Taking Care of the Paperwork

When the Rules for the 111th Congress came out, it was clear that Pelosi and her leadership team were serious about speeding up the legislative process and successfully getting President Obama's agenda through the House. The big change was the elimination of the "promptly" loop-hole on Motions to Recommit.

The loophole let the Minority gobble up time on bills that were likely to pass. Since that strategy would be unavailable to them in the 111th, what new tactic would they unveil?

After the Bank Bailout, the Recovery Act, and the recently passed Climate Change Bill, I think we can say with confidence that the Minority will use the size of bills, and the time available to read them, as their tactical cudgel of choice.

Is this tactic effective and how does it affects the legislative process?

'Doing Enough to Cooperate'

When the Minority uses its options to try to kill a bill outright, they are really trying to influence the public discourse about the Majority's agenda. They can't actually stop the bills from passing, but they can make the Majority look reckless.

The tactic does depress the Majority's opinion polling, as CNN found, but it also has significant blowback:
The poll also indicates that 62 percent of those questioned think President Obama is doing enough to cooperate with Republicans. That's down eight points from February, but it's 25 points higher than the 37 percent who feel the Republicans in Congress are doing enough to reach out to Democrats and the president.

The real question is whether this tactic affects public opinion of the President and his agenda. His approval remains historically high, but low by his own performance. So the Minority's intransigence does seem to weigh on the President and the Majority, but as long as the President remains popular overall, the negative effects will outweigh the positive.

Legislating with the Cane

In a perfect world perhaps the Congress would always work cordially and reach conclusions supported by a large consensus. But such a Congress would not do very many things in a large, heterogeneous country. At best, it can only be a space where fights over irreconcilable matters can happen with minimal risk to the social order. Like the barrier around a demolition derby, the goal is not to limit the carnage, but limit the risk of it hurting spectators.
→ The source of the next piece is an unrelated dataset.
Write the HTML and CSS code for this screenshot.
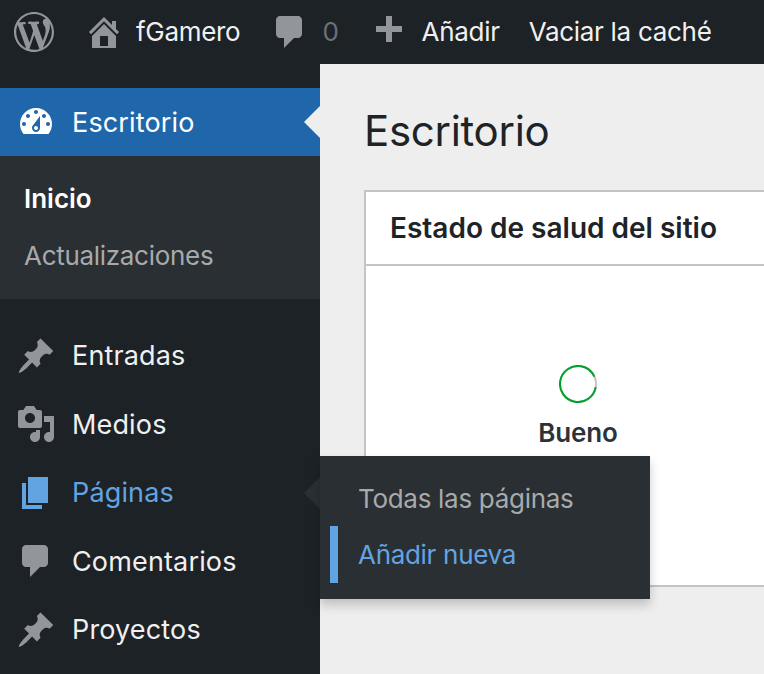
FILE: index.html
```html
<!DOCTYPE html>
<html lang="es">
<head>
<meta charset="utf-8">
<title>Escritorio</title>
<link rel="stylesheet" href="styles.css">
</head>
<body>
<header class="bar">
  <svg class="ico logo" viewBox="0 0 20 20"><path d="M20 10c0-5.510-4.490-10-10-10C4.480 0 0 4.490 0 10c0 5.520 4.480 10 10 10 5.510 0 10-4.480 10-10zM7.780 15.370L4.370 6.220c.55-.02 1.170-.08 1.170-.08.5-.06.44-1.130-.06-1.110 0 0-1.450.11-2.370.11-.18 0-.37 0-.58-.01C4.120 2.690 6.890 1.030 10 1.030c2.320 0 4.430.87 6.030 2.340-.68-.11-1.650.39-1.650 1.580 0 .74.45 1.360.9 2.100.35.61.55 1.360.55 2.460 0 1.490-1.400 5-1.400 5l-3.030-8.370c.54-.02.82-.17.82-.17.5-.05.44-1.250-.06-1.220 0 0-1.440.12-2.380.12-.87 0-2.330-.12-2.330-.12-.5-.03-.56 1.200-.06 1.220l.92.080 1.260 3.410zM17.410 10c.24-.64.74-1.870.43-4.250.7 1.290 1.050 2.710 1.050 4.250 0 3.290-1.730 6.240-4.400 7.780.97-2.590 1.940-5.200 2.920-7.780zM6.100 18.090C3.120 16.650 1.110 13.530 1.110 10c0-1.300.23-2.480.72-3.590C3.250 10.300 4.670 14.200 6.100 18.090zm4.030-6.630l2.580 6.980c-.86.29-1.760.45-2.710.45-.79 0-1.570-.11-2.300-.33.81-2.380 1.620-4.740 2.430-7.100z"/></svg>
  <svg class="ico home" viewBox="0 0 20 20"><path fill-rule="evenodd" d="M16 8.500l1.530 1.530-1.060 1.060L10 4.620l-6.470 6.470-1.060-1.060L10 2.500l4 4v-2h2v4zm-6-2.460l6 5.990V18H4v-5.970zM12 17v-5H8v5h4z"/></svg>
  <span class="bar-text site">fGamero</span>
  <svg class="ico comment" viewBox="0 0 20 20"><path d="M5 2h9c1.100 0 2 .9 2 2v7c0 1.100-.9 2-2 2h-2l-5 5v-5H5c-1.100 0-2-.9-2-2V4c0-1.100.9-2 2-2z"/></svg>
  <span class="bar-text count">0</span>
  <svg class="ico plus" viewBox="0 0 20 20"><path d="M17 7v3h-5v5H9v-5H4V7h5V2h3v5h5z"/></svg>
  <span class="bar-text add">Añadir</span>
  <span class="bar-text cache">Vaciar la caché</span>
</header>
<div class="layout">
  <nav class="side">
    <div class="item current">
      <svg class="ico" viewBox="0 0 20 20"><path fill-rule="evenodd" d="M3.760 16h12.480c1.100-1.370 1.760-3.110 1.760-5 0-4.420-3.580-8-8-8s-8 3.580-8 8c0 1.890.66 3.630 1.760 5zM10 4c.55 0 1 .45 1 1s-.45 1-1 1-1-.45-1-1 .45-1 1-1zM6 6c.55 0 1 .45 1 1s-.45 1-1 1-1-.45-1-1 .45-1 1-1zm8 0c.55 0 1 .45 1 1s-.45 1-1 1-1-.45-1-1 .45-1 1-1zm-5.370 5.550L12 7v6c0 1.100-.9 2-2 2s-2-.9-2-2c0-.57.24-1.080.63-1.450zM4 10c.55 0 1 .45 1 1s-.45 1-1 1-1-.45-1-1 .45-1 1-1zm12 0c.55 0 1 .45 1 1s-.45 1-1 1-1-.45-1-1 .45-1 1-1zm-5 3c0-.55-.45-1-1-1s-1 .45-1 1 .45 1 1 1 1-.45 1-1z"/></svg>
      <span>Escritorio</span>
    </div>
    <div class="sub">
      <div class="sub-item strong">Inicio</div>
      <div class="sub-item">Actualizaciones</div>
    </div>
    <div class="menu">
      <div class="item">
        <svg class="ico" viewBox="0 0 20 20"><path d="M10.440 3.020l1.820-1.820 6.360 6.350-1.830 1.820c-1.050-.68-2.480-.57-3.410.36l-.75.75c-.92.93-1.040 2.350-.35 3.410l-1.830 1.820-2.410-2.410-2.800 2.790c-.42.42-3.380 2.710-3.800 2.290s1.860-3.390 2.280-3.810l2.790-2.790L4.100 9.360l1.830-1.820c1.050.69 2.480.57 3.400-.36l.75-.75c.93-.92 1.050-2.350.36-3.410z"/></svg>
        <span>Entradas</span>
      </div>
      <div class="item">
        <svg class="ico" viewBox="0 0 20 20"><path fill-rule="evenodd" d="M13 11V4c0-.55-.45-1-1-1h-1.670L9 1H5L3.670 3H2c-.55 0-1 .45-1 1v7c0 .55.45 1 1 1h10c.55 0 1-.45 1-1zM7 4.500c1.380 0 2.500 1.120 2.500 2.500S8.380 9.500 7 9.500 4.500 8.380 4.500 7 5.620 4.500 7 4.500zM14 6h5v10.500c0 1.380-1.120 2.500-2.500 2.500S14 17.880 14 16.500s1.120-2.500 2.500-2.500c.17 0 .34.02.5.05V9h-3V6zm-4 8.050V13h2v3.500c0 1.380-1.120 2.500-2.500 2.500S7 17.880 7 16.500 8.120 14 9.500 14c.17 0 .34.02.5.05z"/></svg>
        <span>Medios</span>
      </div>
      <div class="item hover">
        <svg class="ico" viewBox="0 0 20 20"><path d="M6 15V2h10v13H6zm-1 1h8v2H3V5h2v11z"/></svg>
        <span>Páginas</span>
        <div class="fly">
          <div class="fly-item">Todas las páginas</div>
          <div class="fly-item active">Añadir nueva</div>
        </div>
      </div>
      <div class="item">
        <svg class="ico" viewBox="0 0 20 20"><path d="M5 2h9c1.100 0 2 .9 2 2v7c0 1.100-.9 2-2 2h-2l-5 5v-5H5c-1.100 0-2-.9-2-2V4c0-1.100.9-2 2-2z"/></svg>
        <span>Comentarios</span>
      </div>
      <div class="item">
        <svg class="ico" viewBox="0 0 20 20"><path d="M10.440 3.020l1.820-1.820 6.360 6.350-1.830 1.820c-1.050-.68-2.480-.57-3.410.36l-.75.75c-.92.93-1.040 2.350-.35 3.410l-1.830 1.820-2.410-2.410-2.800 2.790c-.42.42-3.380 2.710-3.800 2.290s1.860-3.390 2.280-3.810l2.790-2.790L4.100 9.360l1.830-1.820c1.050.69 2.480.57 3.400-.36l.75-.75c.93-.92 1.050-2.350.36-3.410z"/></svg>
        <span>Proyectos</span>
      </div>
    </div>
  </nav>
  <main class="main">
    <h1 class="title">Escritorio</h1>
    <section class="card">
      <h2 class="card-head">Estado de salud del sitio</h2>
      <div class="card-body">
        <div class="health">
          <svg class="gauge" viewBox="0 0 38 38">
            <circle class="gauge-track" cx="19" cy="19" r="18"/>
            <circle class="gauge-bar" cx="19" cy="19" r="18" pathLength="100" stroke-dasharray="90.5 100" transform="rotate(10 19 19)"/>
          </svg>
          <div class="health-label">Bueno</div>
        </div>
      </div>
    </section>
  </main>
</div>
</body>
</html>
```
FILE: styles.css
```css
* { box-sizing: border-box; }
html, body { margin: 0; height: 674px; overflow: hidden; }
body { font-family: Inter, "Liberation Sans", sans-serif; background: #eeeeee; color: #1d2327; font-size: 26px; letter-spacing: -.3px; }
.ico { width: 40px; height: 40px; flex: none; display: block; fill: currentColor; }

.bar { height: 64px; background: #1d2226; color: #92969c; display: flex; align-items: center; padding-left: 14px; }
.bar-text { color: #f0f0f1; line-height: 64px; white-space: nowrap; }
.home { margin-left: 30px; }
.site { margin-left: 12px; }
.comment { margin-left: 30px; }
.count { color: #6b7176; margin-left: 12px; }
.plus { margin-left: 29px; }
.add { margin-left: 14px; }
.cache { margin-left: 29px; }

.layout { display: flex; height: 610px; }
.side { width: 320px; flex: none; background: #1d2226; padding-top: 24px; color: #f0f0f1; }
.item { position: relative; height: 68.5px; display: flex; align-items: center; gap: 16px; padding-left: 16px; font-size: 27px; letter-spacing: .15px; }
.item .ico { color: #92969c; }
.current { height: 68px; background: #2066aa; color: #fff; }
.current .ico { color: #fff; }
.current::after { content: ""; position: absolute; right: 0; top: 18px; border: 16px solid transparent; border-left: 0; border-right-color: #eeeeee; }
.sub { background: #2a2f33; padding: 14px 0 15px 24px; color: #a7aaad; }
.sub-item { height: 57px; line-height: 57px; }
.strong { color: #fff; font-weight: 600; letter-spacing: 0; }
.menu { padding-top: 22.4px; }

.hover { color: #62a4e2; }
.hover .ico { color: #62a4e2; }
.hover::after { content: ""; position: absolute; right: 0; top: 19px; border: 16px solid transparent; border-left: 0; border-right-color: #2a2f33; }
.fly { position: absolute; left: 320px; top: -2.4px; width: 330px; height: 143px; padding: 14px 0 16px 10px; background: #2a2f33; box-shadow: 0 6px 10px rgba(0, 0, 0, .2); z-index: 2; font-size: 26px; letter-spacing: -.3px; }
.fly-item { height: 56px; line-height: 58px; padding-left: 28px; color: #a7aaad; }
.active { height: 57px; border-left: 8px solid #62a4e2; padding-left: 20px; color: #62a4e2; }

.main { flex: 1; min-width: 0; padding-left: 44px; overflow: hidden; }
.title { margin: 0; height: 126px; line-height: 134px; font-size: 42px; font-weight: 400; }
.card { width: 430px; height: 397px; background: #fff; border: 2px solid #c3c4c7; }
.card-head { margin: 0; height: 74px; line-height: 72px; padding-left: 24px; border-bottom: 2px solid #c3c4c7; font-size: 28px; font-weight: 600; letter-spacing: 0; }
.health { width: 424px; padding-top: 99px; display: flex; flex-direction: column; align-items: center; }
.gauge { width: 38px; height: 38px; display: block; fill: none; stroke-width: 2; }
.gauge-track { stroke: #c3c4c7; }
.gauge-bar { stroke: #00a32a; }
.health-label { margin-top: 15px; line-height: 30px; font-size: 26px; font-weight: 600; letter-spacing: -.15px; color: #2c3338; }
```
It's frustrating to watch good ideas get run into the ground by dilatory tactics, but that is what Congress is for. Better in the chamber than in the streets. Remember also: the Congress is much nicer and calmer than ever before. No one gets caned anymore.

So for the Dems, they seem to be on a good course - until Americans sour on Obama. If in the next twelve months everyone can go to the doctor without any financial considerations, that may make up for the albatrosses of the bailout and the stimulus.